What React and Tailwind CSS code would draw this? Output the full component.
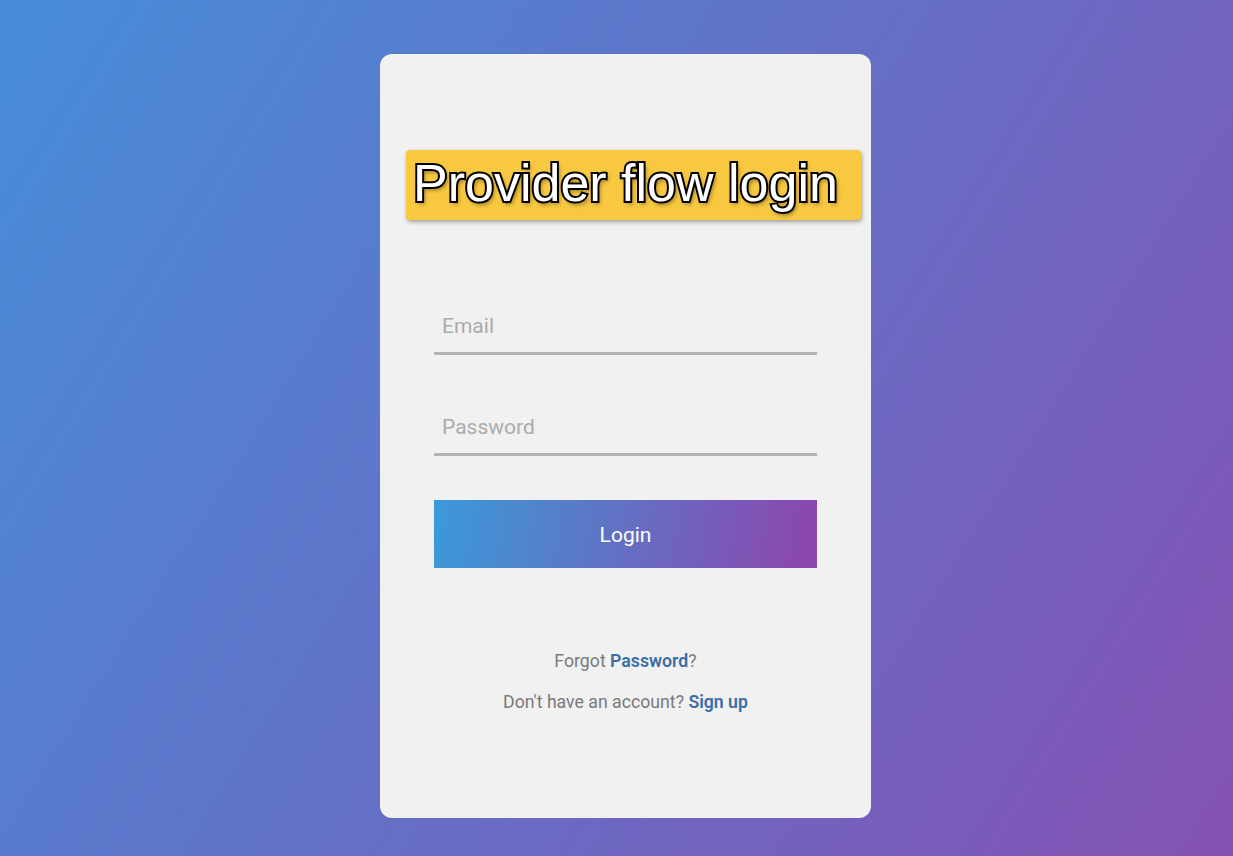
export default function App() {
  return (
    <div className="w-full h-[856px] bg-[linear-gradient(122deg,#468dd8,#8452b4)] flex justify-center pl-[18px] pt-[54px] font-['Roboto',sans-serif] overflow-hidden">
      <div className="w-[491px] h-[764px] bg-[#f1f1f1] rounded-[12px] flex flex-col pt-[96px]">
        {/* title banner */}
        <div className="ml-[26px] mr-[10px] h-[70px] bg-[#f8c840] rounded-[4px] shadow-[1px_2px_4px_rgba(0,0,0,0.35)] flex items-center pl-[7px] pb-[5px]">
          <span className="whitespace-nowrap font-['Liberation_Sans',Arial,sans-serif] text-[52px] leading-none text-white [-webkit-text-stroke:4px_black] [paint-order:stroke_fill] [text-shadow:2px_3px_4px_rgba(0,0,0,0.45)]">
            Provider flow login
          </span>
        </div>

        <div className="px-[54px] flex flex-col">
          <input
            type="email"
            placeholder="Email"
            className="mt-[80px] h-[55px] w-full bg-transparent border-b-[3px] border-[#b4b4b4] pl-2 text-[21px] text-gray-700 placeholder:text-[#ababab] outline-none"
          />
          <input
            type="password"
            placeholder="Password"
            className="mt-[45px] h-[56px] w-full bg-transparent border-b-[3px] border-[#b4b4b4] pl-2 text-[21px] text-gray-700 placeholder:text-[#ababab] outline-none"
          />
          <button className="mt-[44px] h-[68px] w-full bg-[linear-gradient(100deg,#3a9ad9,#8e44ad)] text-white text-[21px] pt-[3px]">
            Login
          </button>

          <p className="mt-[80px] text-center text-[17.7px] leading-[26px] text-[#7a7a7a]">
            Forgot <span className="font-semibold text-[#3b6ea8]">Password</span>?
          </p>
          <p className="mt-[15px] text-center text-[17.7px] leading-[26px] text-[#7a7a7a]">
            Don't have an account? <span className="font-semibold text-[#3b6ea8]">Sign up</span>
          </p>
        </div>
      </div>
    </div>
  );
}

YOUR TASK
Report only how many lines in the listing contain the string "full".

CORRECT RESPONSE
5